A MISSIONARY thus describes what our artist has endeavoured to depict in the frontispiece. It is a scene in Rupert's Land, at the English River.
"Paid a visit," writes the Missionary, "to Lac la Ronge fishery. It was a fine day, and the track good, and so we were soon bounding along, drawn by our dogs, to the sound of merry bells. Soon we descried figures moving far out on the lake. They were the fishermen overhauling their nets. Eight nets had been placed in the water two days ago, and now the number of fish taken out is 500 odd. Each net is forty fathoms long." The method of setting is as follows--
"A large hole is chiselled out in the ice about a couple of yards in diameter, and another at the distance of the length of the net; intermediate holes are then made of small size about the distance of the length of a pole which is cut from a neighbouring wood; a cord is fastened to the end of this pole, and it is passed under the ice from the large hole at the end by the intermediate holes to the other large one; then the cord is taken up by a boy, and the men, having the net prepared at the other hole with floats and stones attached, tie the end of the cord to it, and, as the boy hauls, drop stone and float regularly into the water until the net is stretched to its fullest extent under the ice. To overhaul the net of course the process is reversed.

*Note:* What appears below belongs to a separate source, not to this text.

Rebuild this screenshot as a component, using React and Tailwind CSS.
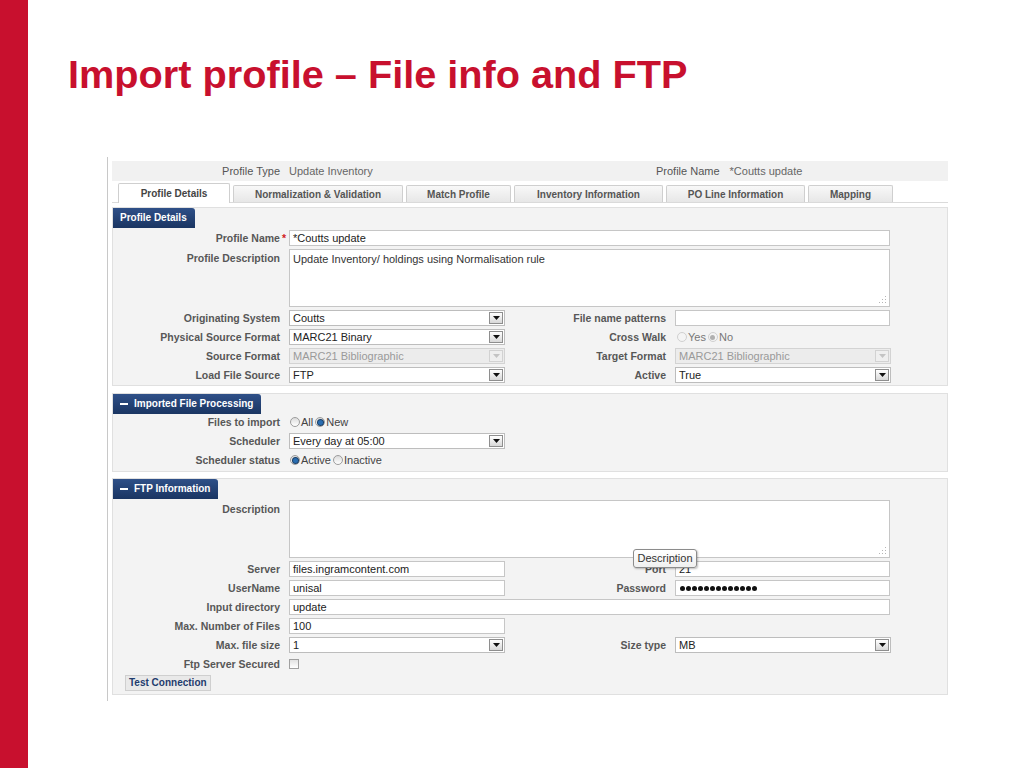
import React from "react";

const LBL =
  "w-[167px] shrink-0 text-right text-[10.5px] font-bold text-[#575757] leading-[16px] whitespace-nowrap";
const RLBL =
  "w-[161px] shrink-0 text-right text-[10.5px] font-bold text-[#575757] leading-[16px] whitespace-nowrap";

function Input({ w, children }) {
  return (
    <div
      className={`h-[16px] ${w} shrink-0 border border-[#c6c6c6] bg-white pl-[3px] text-[11px] text-[#222] leading-[14px] flex items-center whitespace-nowrap overflow-hidden`}
    >
      {children}
    </div>
  );
}

function Arrow({ disabled }) {
  return (
    <span
      className={`ml-auto mr-px w-[14px] h-[12px] shrink-0 border flex items-center justify-center ${
        disabled
          ? "border-[#d2d2d2] bg-[#efefef]"
          : "border-[#8e8e8e] bg-linear-to-b from-white to-[#d8d8d8]"
      }`}
    >
      <svg width="7" height="4" viewBox="0 0 7 4">
        <path d="M0 0H7L3.5 4Z" fill={disabled ? "#c4c4c4" : "#111"} />
      </svg>
    </span>
  );
}

function Select({ w, value, disabled }) {
  return (
    <div
      className={`h-[16px] ${w} shrink-0 border flex items-center pl-[3px] text-[11px] leading-[14px] whitespace-nowrap ${
        disabled
          ? "border-[#d3d3d3] bg-[#ececec] text-[#9a9a9a]"
          : "border-[#bdbdbd] bg-white text-[#222]"
      }`}
    >
      <span>{value}</span>
      <Arrow disabled={disabled} />
    </div>
  );
}

function Grip() {
  return (
    <svg
      className="absolute right-[2px] bottom-[2px]"
      width="9"
      height="9"
      viewBox="0 0 9 9"
    >
      <g fill="#b5b5b5">
        <rect x="7" y="1" width="1" height="1" />
        <rect x="4" y="4" width="1" height="1" />
        <rect x="7" y="4" width="1" height="1" />
        <rect x="1" y="7" width="1" height="1" />
        <rect x="4" y="7" width="1" height="1" />
        <rect x="7" y="7" width="1" height="1" />
      </g>
    </svg>
  );
}

function TextArea({ children }) {
  return (
    <div className="relative h-[58px] w-[601px] shrink-0 border border-[#c6c6c6] bg-white pl-[3px] pt-[2px] text-[11px] text-[#333] leading-[14px]">
      {children}
      <Grip />
    </div>
  );
}

function Radio({ checked, disabled }) {
  return (
    <span
      className={`inline-flex w-[10px] h-[10px] rounded-full border items-center justify-center shrink-0 ${
        disabled
          ? "border-[#d0d0d0] bg-[#f4f4f4]"
          : "border-[#9c9c9c] bg-linear-to-b from-[#dcdcdc] to-white"
      }`}
    >
      {checked && (
        <span
          className={`w-[5px] h-[5px] rounded-full ${
            disabled ? "bg-[#b0b0b0]" : "bg-[#2a6db0] ring-1 ring-[#1b3f66]"
          }`}
        />
      )}
    </span>
  );
}

function RadioOpt({ checked, disabled, label }) {
  return (
    <span className="inline-flex items-center gap-[1px] mr-[2px]">
      <Radio checked={checked} disabled={disabled} />
      <span
        className={`text-[11px] leading-[14px] ${
          disabled ? "text-[#777]" : "text-[#444]"
        }`}
      >
        {label}
      </span>
    </span>
  );
}

function Row({ label, children, right, rightLabel, top }) {
  return (
    <div className={`flex ${top ? "items-start" : "items-center h-[16px]"}`}>
      <div className={`${LBL} ${top ? "pt-[1px]" : ""}`}>{label}</div>
      <div className="ml-[9px] flex items-center">{children}</div>
      {rightLabel !== undefined && (
        <>
          <div className={RLBL}>{rightLabel}</div>
          <div className="ml-[9px] flex items-center">{right}</div>
        </>
      )}
    </div>
  );
}

function Badge({ children, minus }) {
  return (
    <div className="flex w-fit items-center h-[20px] pl-[7px] pr-[8px] rounded-tr-[3px] bg-linear-to-b from-[#2f5088] to-[#1a3562] text-white text-[10px] font-bold leading-none whitespace-nowrap">
      {minus && <span className="w-[8px] h-[2px] bg-white mr-[6px]" />}
      {children}
    </div>
  );
}

function Tab({ w, active, children }) {
  return active ? (
    <div
      className={`${w} h-[20px] -mb-px border border-b-0 border-[#cfcfcf] bg-white rounded-t-[2px] flex items-center justify-center text-[10px] font-bold text-[#444]`}
    >
      {children}
    </div>
  ) : (
    <div
      className={`${w} h-[17px] border border-b-0 border-[#cfcfcf] bg-linear-to-b from-[#f8f8f8] to-[#e7e7e7] rounded-t-[2px] flex items-center justify-center text-[10px] font-bold text-[#555] whitespace-nowrap`}
    >
      {children}
    </div>
  );
}

export default function App() {
  return (
    <div className="relative w-[1024px] h-[768px] bg-white flex overflow-hidden font-['Liberation_Sans',Arial,sans-serif]">
      <div className="w-[28px] h-full bg-[#c8102e] shrink-0" />
      <div className="flex-1 flex flex-col">
        <h1 className="ml-[40px] mt-[54px] text-[39.7px] leading-[40px] font-bold text-[#c8102e] whitespace-nowrap">
          Import profile – File info and FTP
        </h1>

        <div className="ml-[79px] mt-[63px] w-[841px] border-l border-[#c8c8c8] pl-[4px] pt-[4px] pb-[6px]">
          {/* header row */}
          <div className="h-[20px] bg-[#f1f1f1] flex items-center text-[11px]">
            <div className="w-[544px] flex items-center">
              <div className="w-[168px] text-right text-[#555]">
                Profile Type
              </div>
              <div className="ml-[9px] text-[#666]">Update Inventory</div>
            </div>
            <div className="text-[#555]">Profile Name</div>
            <div className="ml-[10px] text-[#666]">*Coutts update</div>
          </div>

          {/* tabs */}
          <div className="mt-[2px] h-[20px] flex items-end gap-[3px] pl-[6px] border-b border-[#dadada]">
            <Tab w="w-[112px]" active>
              Profile Details
            </Tab>
            <Tab w="w-[170px]">Normalization &amp; Validation</Tab>
            <Tab w="w-[105px]">Match Profile</Tab>
            <Tab w="w-[149px]">Inventory Information</Tab>
            <Tab w="w-[139px]">PO Line Information</Tab>
            <Tab w="w-[85px]">Mapping</Tab>
          </div>

          {/* Profile details section */}
          <div className="mt-[4px] border border-[#e0e0e0] bg-[#f3f3f3] pb-[2px]">
            <Badge>Profile Details</Badge>
            <div className="mt-[2px] flex flex-col gap-[3px]">
              <Row
                label={
                  <>
                    Profile Name
                    <span className="text-[#d02020] -mr-[6px] ml-[2px]">*</span>
                  </>
                }
              >
                <Input w="w-[601px]">*Coutts update</Input>
              </Row>
              <Row label="Profile Description" top>
                <TextArea>
                  Update Inventory/ holdings using Normalisation rule
                </TextArea>
              </Row>
              <Row
                label="Originating System"
                rightLabel="File name patterns"
                right={<Input w="w-[215px]" />}
              >
                <Select w="w-[216px]" value="Coutts" />
              </Row>
              <Row
                label="Physical Source Format"
                rightLabel="Cross Walk"
                right={
                  <div className="flex items-center pl-[2px]">
                    <RadioOpt disabled label="Yes" />
                    <RadioOpt disabled checked label="No" />
                  </div>
                }
              >
                <Select w="w-[216px]" value="MARC21 Binary" />
              </Row>
              <Row
                label="Source Format"
                rightLabel="Target Format"
                right={
                  <Select w="w-[216px]" value="MARC21 Bibliographic" disabled />
                }
              >
                <Select w="w-[216px]" value="MARC21 Bibliographic" disabled />
              </Row>
              <Row
                label="Load File Source"
                rightLabel="Active"
                right={<Select w="w-[216px]" value="True" />}
              >
                <Select w="w-[216px]" value="FTP" />
              </Row>
            </div>
          </div>

          {/* Imported file processing */}
          <div className="mt-[7px] border border-[#e0e0e0] bg-[#f3f3f3] pb-[3px]">
            <Badge minus>Imported File Processing</Badge>
            <div className="flex flex-col gap-[3px]">
              <Row label="Files to import">
                <div className="flex items-center pl-[1px]">
                  <RadioOpt label="All" />
                  <RadioOpt checked label="New" />
                </div>
              </Row>
              <Row label="Scheduler">
                <Select w="w-[216px]" value="Every day at 05:00" />
              </Row>
              <Row label="Scheduler status">
                <div className="flex items-center pl-[1px]">
                  <RadioOpt checked label="Active" />
                  <RadioOpt label="Inactive" />
                </div>
              </Row>
            </div>
          </div>

          {/* FTP information */}
          <div className="mt-[6px] border border-[#e0e0e0] bg-[#f3f3f3] pb-[3px]">
            <Badge minus>FTP Information</Badge>
            <div className="mt-[1px] flex flex-col gap-[3px]">
              <Row label="Description" top>
                <TextArea />
              </Row>
              <Row
                label="Server"
                rightLabel="Port"
                right={<Input w="w-[215px]">21</Input>}
              >
                <Input w="w-[216px]">files.ingramcontent.com</Input>
              </Row>
              <Row
                label="UserName"
                rightLabel="Password"
                right={
                  <Input w="w-[215px]">
                    <span className="flex gap-[1px] pl-[1px]">
                      {Array.from({ length: 13 }).map((_, i) => (
                        <span
                          key={i}
                          className="w-[5px] h-[5px] rounded-full bg-[#111]"
                        />
                      ))}
                    </span>
                  </Input>
                }
              >
                <Input w="w-[216px]">unisal</Input>
              </Row>
              <Row label="Input directory">
                <Input w="w-[601px]">update</Input>
              </Row>
              <Row label="Max. Number of Files">
                <Input w="w-[216px]">100</Input>
              </Row>
              <Row
                label="Max. file size"
                rightLabel="Size type"
                right={<Select w="w-[216px]" value="MB" />}
              >
                <Select w="w-[216px]" value="1" />
              </Row>
              <Row label="Ftp Server Secured">
                <span className="w-[10px] h-[10px] border border-[#a0a0a0] bg-linear-to-b from-[#e2e2e2] to-white" />
              </Row>
              <div className="h-[16px] flex">
                <div className="ml-[12px] h-[16px] px-[3px] border border-[#cfcfcf] bg-[#e9e9e9] text-[10px] font-bold text-[#1f3c6e] leading-[14px] whitespace-nowrap">
                  Test Connection
                </div>
              </div>
            </div>
          </div>
        </div>
      </div>

      {/* tooltip */}
      <div className="absolute left-[633px] top-[549px] w-[64px] h-[19px] border border-[#8c8c8c] rounded-[3px] bg-linear-to-b from-white to-[#f0f0f0] shadow-[1px_1px_2px_rgba(0,0,0,0.25)] flex items-center justify-center text-[11px] text-[#333]">
        Description
      </div>
    </div>
  );
}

The men go out early in the morning, and, making a shelter with poles stuck into the snow and a part of a leather tent hung over them to windward, break the ice which has formed during the night, and haul back the net with its line, [6/7] throwing out the fish as they come to hand. The number taken in this way may astonish our friends; but when it is remembered that at times it takes as many as 150 fish per day to supply the station, and about 6000 have to be put in ice for the spring supply, these numbers are not so large, for at times only about 100 to 150 are caught in one night."